--- START The data ---

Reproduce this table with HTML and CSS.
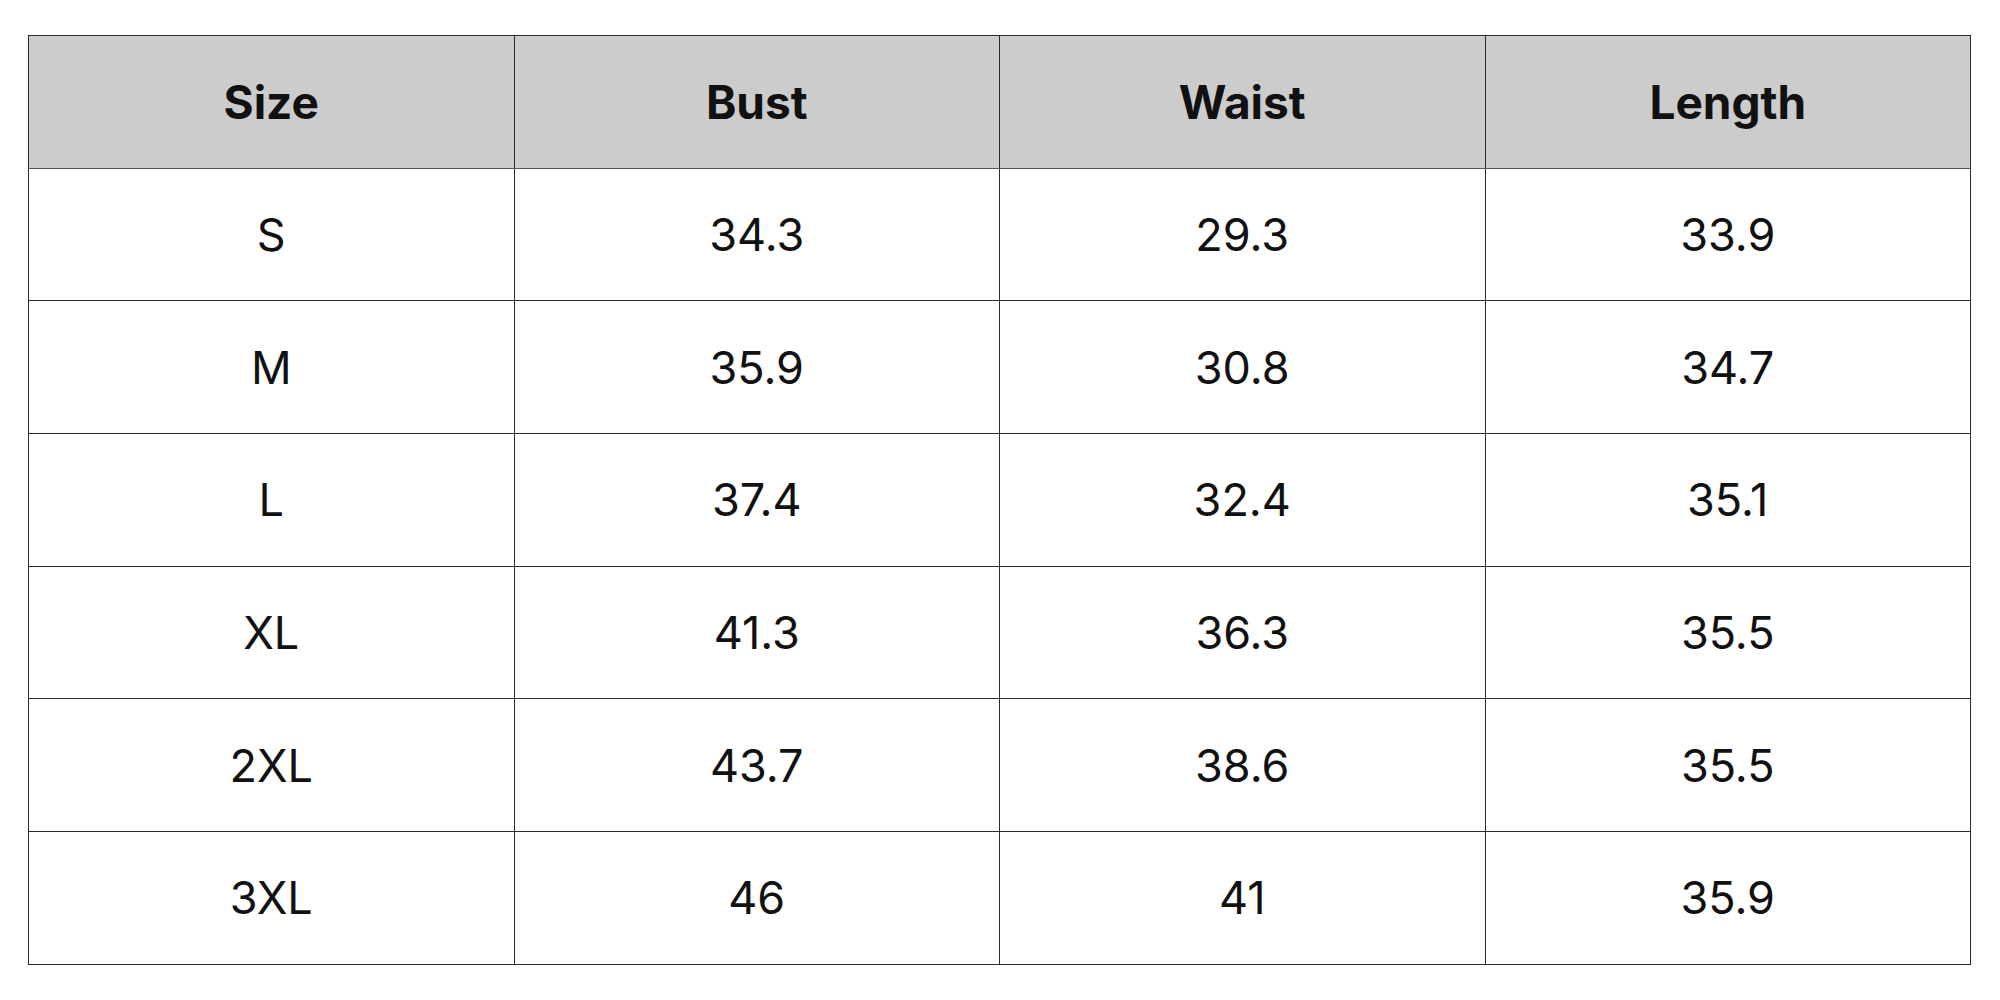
FILE: index.html
```html
<!DOCTYPE html>
<html>
<head>
<meta charset="utf-8">
<link rel="stylesheet" href="styles.css">
</head>
<body>
<table class="size-table">
  <thead>
    <tr><th>Size</th><th>Bust</th><th>Waist</th><th>Length</th></tr>
  </thead>
  <tbody>
    <tr><td>S</td><td>34.3</td><td>29.3</td><td>33.9</td></tr>
    <tr><td>M</td><td>35.9</td><td>30.8</td><td>34.7</td></tr>
    <tr><td>L</td><td>37.4</td><td>32.4</td><td>35.1</td></tr>
    <tr><td>XL</td><td>41.3</td><td>36.3</td><td>35.5</td></tr>
    <tr><td>2XL</td><td>43.7</td><td>38.6</td><td>35.5</td></tr>
    <tr><td>3XL</td><td>46</td><td>41</td><td>35.9</td></tr>
  </tbody>
</table>
</body>
</html>
```
FILE: styles.css
```css
html, body {
  margin: 0;
  padding: 0;
  background: #ffffff;
}
body {
  padding: 35px 0 0 28px;
  font-family: Inter, "Open Sans", "Liberation Sans", sans-serif;
  color: #111111;
}
.size-table {
  border-collapse: collapse;
  table-layout: fixed;
  width: 1943px;
  border: 1px solid #1a1a1a;
}
.size-table th,
.size-table td {
  border: 1px solid #2a2a2a;
  height: 131.7px;
  padding: 0;
  text-align: center;
  vertical-align: middle;
  font-size: 45px;
  line-height: 1;
}
.size-table th {
  background: #cccccc;
  font-size: 46px;
  font-weight: 700;
  border-bottom-color: #555555;
}
.size-table td {
  font-weight: 400;
}
```
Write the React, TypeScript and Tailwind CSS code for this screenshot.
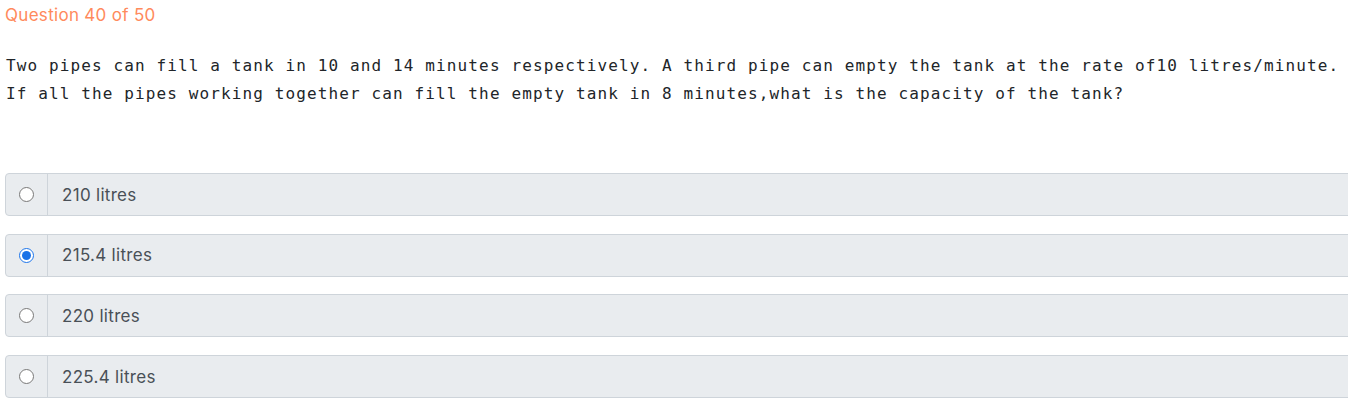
import { useState } from "react";

const options = ["210 litres", "215.4 litres", "220 litres", "225.4 litres"];

const App = () => {
  const [picked, setPicked] = useState(1);

  return (
    <div className="w-full h-[416px] overflow-hidden bg-white font-['Inter',sans-serif]">
      <div className="pl-[5px] pt-[5px]">
        <p className="text-[17px] leading-[21px] text-[#ff8a5c] tracking-[0.3px]">
          Question 40 of 50
        </p>

        <div className="mt-[26px] pl-[1px] font-['DejaVu_Sans_Mono',monospace] text-[16px] leading-[28px] tracking-[1.12px] text-[#212529] whitespace-nowrap">
          <p>
            Two pipes can fill a tank in 10 and 14 minutes respectively. A third pipe can empty the tank at the rate of10 litres/minute.
          </p>
          <p>If all the pipes working together can fill the empty tank in 8 minutes,what is the capacity of the tank?</p>
        </div>

        <div className="mt-[65px] flex flex-col gap-[17.6px] w-[1380px]">
          {options.map((opt, i) => (
            <label
              key={opt}
              className="flex h-[43px] border border-[#ced4da] rounded-[4px] bg-[#e9ecef] cursor-pointer"
            >
              <span className="w-[42px] shrink-0 flex items-center justify-center border-r border-[#ced4da]">
                <input
                  type="radio"
                  name="answer"
                  checked={picked === i}
                  onChange={() => setPicked(i)}
                  className="w-[15px] h-[15px] m-0 accent-[#1a73e8]"
                />
              </span>
              <span className="flex items-center pl-[14px] pt-[2px] text-[17px] tracking-[0.3px] text-[#495057]">{opt}</span>
            </label>
          ))}
        </div>
      </div>
    </div>
  );
};

export default App;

--- END The data ---

# [What to produce]
Quote all of the entries word for word, omitting any pictures.

# [Final result]
Reproduce this table with HTML and CSS.
FILE: index.html
```html
<!DOCTYPE html>
<html>
<head>
<meta charset="utf-8">
<link rel="stylesheet" href="styles.css">
</head>
<body>
<table class="size-table">
  <thead>
    <tr><th>Size</th><th>Bust</th><th>Waist</th><th>Length</th></tr>
  </thead>
  <tbody>
    <tr><td>S</td><td>34.3</td><td>29.3</td><td>33.9</td></tr>
    <tr><td>M</td><td>35.9</td><td>30.8</td><td>34.7</td></tr>
    <tr><td>L</td><td>37.4</td><td>32.4</td><td>35.1</td></tr>
    <tr><td>XL</td><td>41.3</td><td>36.3</td><td>35.5</td></tr>
    <tr><td>2XL</td><td>43.7</td><td>38.6</td><td>35.5</td></tr>
    <tr><td>3XL</td><td>46</td><td>41</td><td>35.9</td></tr>
  </tbody>
</table>
</body>
</html>
```
FILE: styles.css
```css
html, body {
  margin: 0;
  padding: 0;
  background: #ffffff;
}
body {
  padding: 35px 0 0 28px;
  font-family: Inter, "Open Sans", "Liberation Sans", sans-serif;
  color: #111111;
}
.size-table {
  border-collapse: collapse;
  table-layout: fixed;
  width: 1943px;
  border: 1px solid #1a1a1a;
}
.size-table th,
.size-table td {
  border: 1px solid #2a2a2a;
  height: 131.7px;
  padding: 0;
  text-align: center;
  vertical-align: middle;
  font-size: 45px;
  line-height: 1;
}
.size-table th {
  background: #cccccc;
  font-size: 46px;
  font-weight: 700;
  border-bottom-color: #555555;
}
.size-table td {
  font-weight: 400;
}
```
Write the React, TypeScript and Tailwind CSS code for this screenshot.
import { useState } from "react";

const options = ["210 litres", "215.4 litres", "220 litres", "225.4 litres"];

const App = () => {
  const [picked, setPicked] = useState(1);

  return (
    <div className="w-full h-[416px] overflow-hidden bg-white font-['Inter',sans-serif]">
      <div className="pl-[5px] pt-[5px]">
        <p className="text-[17px] leading-[21px] text-[#ff8a5c] tracking-[0.3px]">
          Question 40 of 50
        </p>

        <div className="mt-[26px] pl-[1px] font-['DejaVu_Sans_Mono',monospace] text-[16px] leading-[28px] tracking-[1.12px] text-[#212529] whitespace-nowrap">
          <p>
            Two pipes can fill a tank in 10 and 14 minutes respectively. A third pipe can empty the tank at the rate of10 litres/minute.
          </p>
          <p>If all the pipes working together can fill the empty tank in 8 minutes,what is the capacity of the tank?</p>
        </div>

        <div className="mt-[65px] flex flex-col gap-[17.6px] w-[1380px]">
          {options.map((opt, i) => (
            <label
              key={opt}
              className="flex h-[43px] border border-[#ced4da] rounded-[4px] bg-[#e9ecef] cursor-pointer"
            >
              <span className="w-[42px] shrink-0 flex items-center justify-center border-r border-[#ced4da]">
                <input
                  type="radio"
                  name="answer"
                  checked={picked === i}
                  onChange={() => setPicked(i)}
                  className="w-[15px] h-[15px] m-0 accent-[#1a73e8]"
                />
              </span>
              <span className="flex items-center pl-[14px] pt-[2px] text-[17px] tracking-[0.3px] text-[#495057]">{opt}</span>
            </label>
          ))}
        </div>
      </div>
    </div>
  );
};

export default App;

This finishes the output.